(Latin root vegetable stew)
Sancocho is special occasion food, and families usually make large batches. Simmered slowly, the vegetables breakdown somewhat to thicken the stew. It's also considered an excellent cure for hangovers.
6 to 8 servings
- Oil -- 3 tablespoons
- Onion, chopped -- 1
- Garlic, minced -- 3 to 4 cloves
- Tomatoes, chopped -- 2 cups
- Stock or water -- 2 quarts
- Meat, cubed (see variations below) -- 1 1/2 to 2 pounds
- Root vegetables, peeled and cubed (see variations) -- 2 pounds
- Pumpkin (calabaza), peeled and cubed -- 1/2 pound
- Green plantain, peeled and cubed -- 1
- Corn kernels -- 1 cup
- Oregano -- 2 teaspoons
- Salt and pepper -- to taste
- Cilantro, chopped -- 1 bunch
- Heat the oil in a large pot or Dutch oven over medium flame. Add the onion and garlic and sauté until the onions are translucent, 4 to 5 minutes.
- Stir in the tomatoes and simmer for about 5 more minutes to cook them down somewhat.
- Add stock or water and root vegetables and meat and bring to a boil. Reduce heat to low and simmer for 30 minutes.
- Add the root vegetables and simmer for another 30 minutes. Add more stock or water if necessary.
- Finally add the pumpkin, plantain, corn, oregano, salt and pepper and simmer for another 30 to 45 minutes, or until the meat is tender and the vegetables have begun to break down a bit.
- Adjust seasoning to taste and stir in the cilantro. Serve hot with rice.
- Meats: Sancocho is best made with a variety of meats. Try different cuts and types of beef, pork, pork ribs, pork sausages, ham, goat and chicken. Marinate the meat first in sour orange juice (naranja agria) or a mix of orange and lime juices if you like. The meats can also be browned in the hot oil first before you sauté the onion and garlic.
- Flavor Base: Sauté some minced habanero peppers with the onions and garlic to add a bit of spice. Or use sofrito in place of the chopped onion and garlic.
- Vegetables: For best results, use a variety of vegetables.
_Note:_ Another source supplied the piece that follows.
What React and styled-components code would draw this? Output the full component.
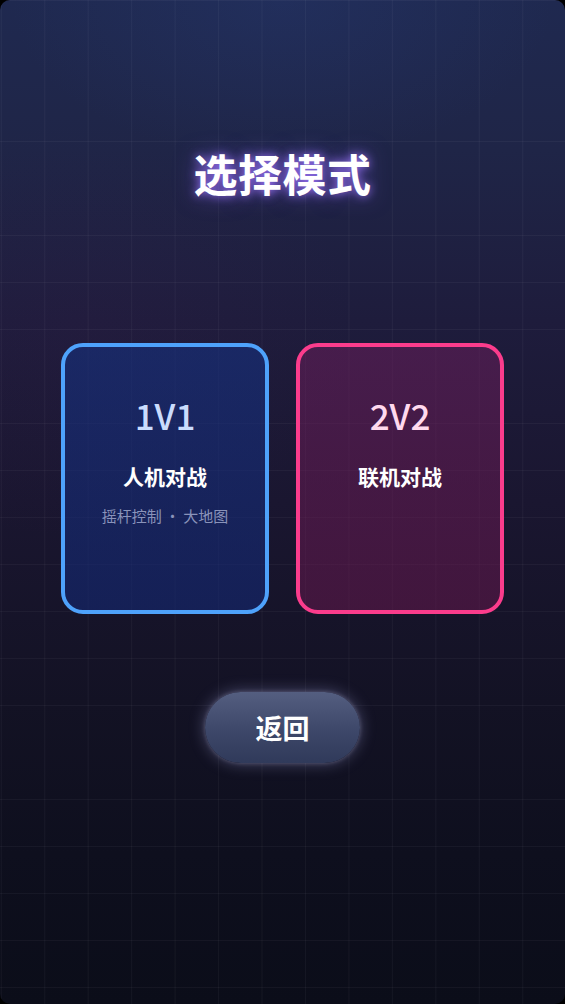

Potatoes, yuca (cassava), yautía (malanga), sweet potatoes, ñame (true yam) are some of the more popular. Substitute butternut or other firm winter squashes for calabaza. Use corn cobs cut into small pieces instead of corn kernels.
- Sancocho de Siete Carnes (Dominican Republic): A classic Dominican version for truly special occasions. Use seven types of meat, which represent the seven Canary Islands where the stew originated.
- Sancocho de Gallina: Use chicken only.